• _Aim_: Starting at the first line of the data, please print exactly those lines through the one that holds "top-0 right-0 h-px", omitting every picture.

• _Provided data_:
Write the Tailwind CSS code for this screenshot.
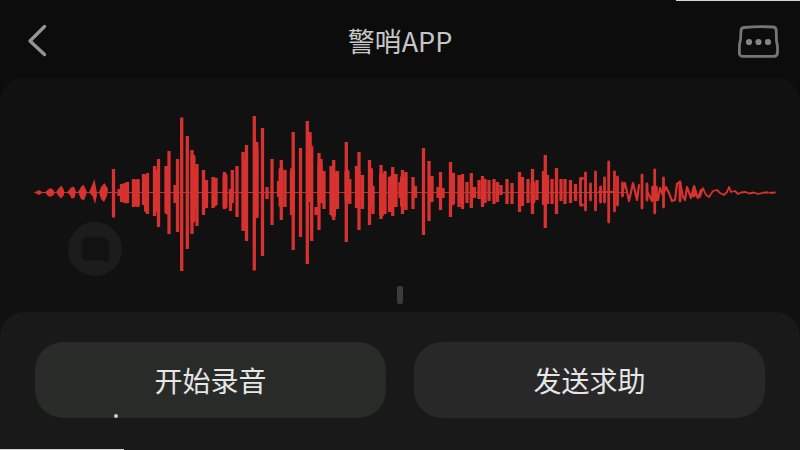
<!doctype html>
<html lang="zh-CN">
<head>
  <meta charset="UTF-8" />
  <meta name="viewport" content="width=device-width, initial-scale=1.0" />
  <title>警哨APP</title>
  <script src="https://cdn.jsdelivr.net/npm/@tailwindcss/browser@4"></script>
</head>
<body class="bg-[#0c0c0c] font-['Noto_Sans_CJK_SC',sans-serif]">

<div class="relative flex min-h-screen flex-col overflow-hidden">
  <div class="absolute top-0 right-0 h-px w-31 bg-[#d4d8d4]"></div>

  <!-- header -->
  <header class="flex h-[78px] items-center justify-between px-5 pt-1">
    <a href="#" aria-label="返回" class="flex w-11 justify-start">
      <svg class="h-9 w-9" viewBox="0 0 36 36" fill="none" stroke="#949494" stroke-width="3.400" stroke-linecap="round" stroke-linejoin="round">
        <path d="M24.5 3.500 L10 18 L24.5 31.500" />
      </svg>
    </a>
    <h1 class="text-[27px] leading-9 text-[#c6c6c6]">警哨APP</h1>
    <button type="button" aria-label="更多" class="flex w-11 justify-end">
      <svg class="h-9 w-11" viewBox="0 0 44 36" fill="none">
        <path d="M8 4.500 Q23 3 37 4 Q40 4.200 40.200 7 L40.500 18 L41.500 23 V30 Q41 33.300 38 33.300 H6.500 Q3.500 33 3.300 30 L3.500 21 L4.500 17 L5 7.500 Q5.200 4.800 8 4.500 Z" stroke="#767676" stroke-width="2.800" stroke-linejoin="round" />
        <g fill="#858585">
          <circle cx="13" cy="19" r="3.100" />
          <circle cx="22.500" cy="19" r="3.100" />
          <circle cx="32" cy="19" r="3.100" />
        </g>
      </svg>
    </button>
  </header>

  <!-- waveform -->
  <main class="relative flex flex-col items-center rounded-t-3xl bg-[#111111] px-6 pt-8 pb-2">
    <svg class="w-full" viewBox="24 110 752 164" fill="none" stroke="#d7322f" stroke-linecap="round" stroke-linejoin="round" role="img" aria-label="录音波形">
      <path stroke="#b03a2c" stroke-width="1" d="M36 192.500 H626" />
      <g fill="#d7322f" stroke="none">
        <path d="M34 192.500 L39 190 L43 192.500 L39 195 Z" />
        <path d="M45 192.500 L48 189.500 L50.500 188 L54 190.500 V195 L50 197 L47.500 195.500 Z" />
        <path d="M56 192 L59 188 L61.500 185.500 L64 190 V195 L61 198.500 L58.500 196 Z" />
        <path d="M67 192.500 L71 187.500 L74 186.500 L76 192 L74.500 198 L71.500 198.500 L70 195 Z" />
        <path d="M78 192 L81 187 L83.500 184.500 L87 192 L84 200.500 L81 199 Z" />
        <path d="M89 192.500 L92 185 L94.500 179 L96.500 190 L97 195 L95 204 L92.500 196 Z" />
        <path d="M99 192 L101 187 L104.500 183 L108 189 L107 196 L104 202 L101 199 Z" />
      </g>
      <!-- blocks of close peaks -->
      <path stroke-width="5" d="M123 186V200 M126 185V201 M134.500 182V204 M137 182V204 M144.500 177V203 M146.500 177V210 M155.500 172V210 M157 172V207 M167.500 170V212 M193 157V220 M195.500 172V205 M205 182V206 M214.500 180V204 M225 176V206 M244.500 162V228 M256 150V215 M281 170V205 M292.500 170V212 M309 138V200 M320 165V201 M333.500 173V215 M347 172V200 M358 172V204 M370.500 170V204 M381.500 175V214 M391.500 178V205 M402.500 178V205 M452 175V203 M461.500 180V202 M520.500 180V203 M533 184V201 M545 176V203" />
      <!-- single peaks -->
      <path stroke-width="3.300" stroke-linecap="butt" d="M113.500 169V217.500 M119 189V196 M121.500 184V202 M127.500 182V203 M133.500 179V207 M138 179V207 M143.500 174V205 M147.500 173V214 M154.500 166V216 M158.500 159V227 M166 166V213 M169 151V234 M175 185V203 M177.500 159V232 M181.700 117.500V271 M187.300 136V249 M192 150V234 M197 164V226 M203.500 170V215 M206.500 180V208 M213 177V208 M216 178V205 M224.500 172V209 M230.500 189V211 M232.300 170V203 M237 166V217 M243 152V231 M246.500 145V241 M254.300 116V270.500 M256.800 142V218 M262.500 128V256 M267 187V199 M272 159V225 M278.500 181V197 M281.300 160V220 M285 170V207 M293.200 132V250 M291.500 172V215 M300.500 148V237 M307.300 121V264 M310 132V201 M311.700 146V241 M316 207V215 M319 153V230 M321 159V203 M324 171V209 M331 166V215 M333.700 160V220 M337.500 171V209 M346.300 142V242 M349.800 179V204 M356.500 166V208 M359 152V230 M362.500 175V209 M369.500 160V225 M373 186V214 M381 165V219 M385 171V214 M389.500 177V212 M392.700 167V216 M396 174V207 M400 182V198 M402.500 170V214 M406 172V210 M413 177V209 M415.500 186V198 M423.500 148V235 M429 161V221 M432 176V202 M438 187V198 M440.500 172V210 M443 188V198 M450.500 162V217 M453.500 173V204 M459 175V207 M462.500 174V209 M467 182V203 M471.300 173V208 M474.500 187V198 M479 180V199 M482.500 176V207 M485 179V203 M489 180V201 M494 179V204 M497.500 182V202 M501 185V195 M507 179V204 M512 183V204 M519.500 172V212 M522.500 177V206 M528 179V203 M532.500 169V214 M537 180V200 M543.500 171V205 M545.300 155V228 M547.500 175V204 M552 179V204 M556.500 168V214 M561 179V201 M565 179V204 M570.500 180V203 M575.500 184V201" />
      <path stroke-width="2.800" d="M582.500 178.500H580.500V205H582.500 M585.500 173V210 M590.500 184V200 M595.500 172V210 M600.500 187V202 M604.500 178V202 M608.700 162V222 M614.500 172V211 M617.500 177V205 M622.500 183V196 M642 175V208 M647 184V200 M654.700 170V213 M663.500 178V207 M680 182V201" />
      <path stroke-width="2.200" d="M599 192H618 M622 193L625 183L629 201L633 183L637 200L639 185 M648 193L652 201L654 187L658 200L660 188L663 195L666 187L669 193L672 201L675 200L677 184L680 182L683 197L685 200L687 187L691 198L694 186L696 195L698 198L701 190" />
      <path stroke-width="2.500" d="M652.500 187V200 M656.500 187V200 M694 189V196" />
      <path stroke-width="1.800" d="M692 196L694.500 187L697 195L700 197L703 188L706 195L709 197L713 191L717 190L720 193L724 195L727 192L729 187L731 192L735 191L738 194L741 192.500L746 192L749 193.500L754 192.500L758 194L764 192.500H768 M770 193L775 192.500" />
    </svg>
    <div class="mt-3 h-[18px] w-[6px] rounded-xs bg-[#3c3c3c]"></div>

    <!-- floating stop button over the waveform -->
    <button type="button" aria-label="停止" class="absolute bottom-9 left-17 flex h-[54px] w-[54px] items-center justify-center rounded-full bg-[#1c1c1c]">
      <svg class="h-8 w-8" viewBox="0 0 32 32" fill="#121212" stroke="#171717">
        <path d="M5 4 H25 L30 9 V27 L27 29 L25 27.500 H6 L3 25 V7 Z" />
      </svg>
    </button>
  </main>

  <!-- actions -->
  <footer class="relative grow bg-[#111111]">
    <div class="relative grid h-full grid-cols-2 gap-7 rounded-t-3xl bg-[#191919] px-[35px] pt-[30px] pb-8">
      <button type="button" class="h-[76px] rounded-[28px] bg-[#292b28] text-[28px] leading-9 text-[#e6e6e6]">开始录音</button>
      <button type="button" class="h-[76px] rounded-[28px] bg-[#282828] text-[28px] leading-9 text-[#e6e6e6]">发送求助</button>
      <div class="absolute bottom-8 left-[114px] h-1 w-1 rounded-full bg-[#d0d0c8]"></div>
    </div>
    <div class="absolute bottom-0 left-0 h-px w-31 bg-[#d4d4d4]"></div>
  </footer>
</div>

</body>
</html>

• _Full output_:
Write the Tailwind CSS code for this screenshot.
<!doctype html>
<html lang="zh-CN">
<head>
  <meta charset="UTF-8" />
  <meta name="viewport" content="width=device-width, initial-scale=1.0" />
  <title>警哨APP</title>
  <script src="https://cdn.jsdelivr.net/npm/@tailwindcss/browser@4"></script>
</head>
<body class="bg-[#0c0c0c] font-['Noto_Sans_CJK_SC',sans-serif]">

<div class="relative flex min-h-screen flex-col overflow-hidden">
  <div class="absolute top-0 right-0 h-px w-31 bg-[#d4d8d4]"></div>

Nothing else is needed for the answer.